Are mortgage points tax deductible?

If you’ve paid points on your mortgage, you may be eligible to get some of that back in the form of a tax deduction! 

The Internal Revenue Service (IRS) will allow you to deduct the full amount that you paid towards points in the year that you paid them (the year you bought your home). There are a few limitations to this however….

  • If you have borrowed more than $750,000,000, you may be limited to the amount of points you can deduct. Ask your tax advisor on how to handle these situations and how much you can actually deduct! 

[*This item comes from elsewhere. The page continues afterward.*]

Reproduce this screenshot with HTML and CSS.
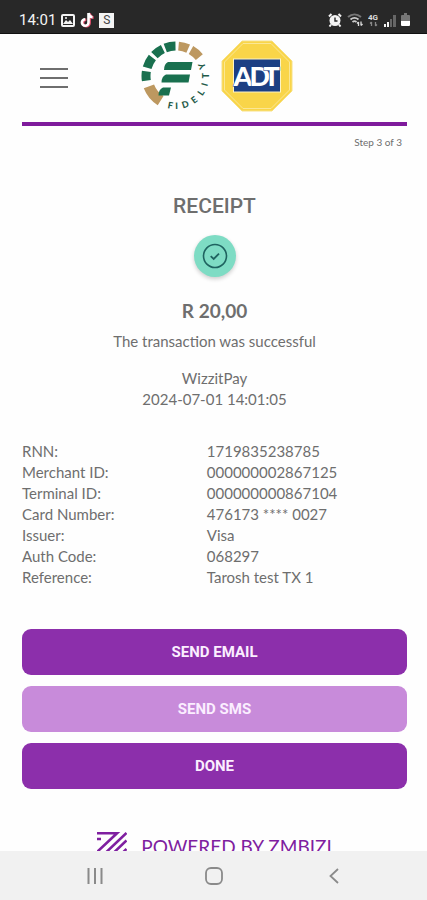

There are also requirements that you have to meet in order to deduct your points from your taxes, they are as follows:

  • Your mortgage must be on a primary residence – NO investment properties or second homes
  • You cannot have borrowed the money used to pay for the points from your mortgage lender
  • The amount you paid must be clearly itemized on your closing disclosure 
  • The points must be a clear percentage of your mortgage amount
  • The amount of points paid cannot be excessive for your specific state or area

Be careful of expensive lenders

Not all lenders are built the same. Unfortunately, some lenders will include points in your interest rate without giving you a separate option or mentioning that they are doing it. But how can you avoid this? 

Ask your lender for a detailed loan estimate and for an explanation of each fee listed. If there are points involved for your interest rate that you were not asked about nor did you agree to, ask for a par rate to compare to other lenders if necessary. 

Doing this will potentially save you a ton of money in extra fees, even beyond points. Some lenders will charge outrageous fees for underwriting, processing, loan origination, etc. on top of not offering par rates.

Rest assured, there are lenders out there who will give you a par rate AND be happy to save you as much money as possible by not charging unnecessary fees!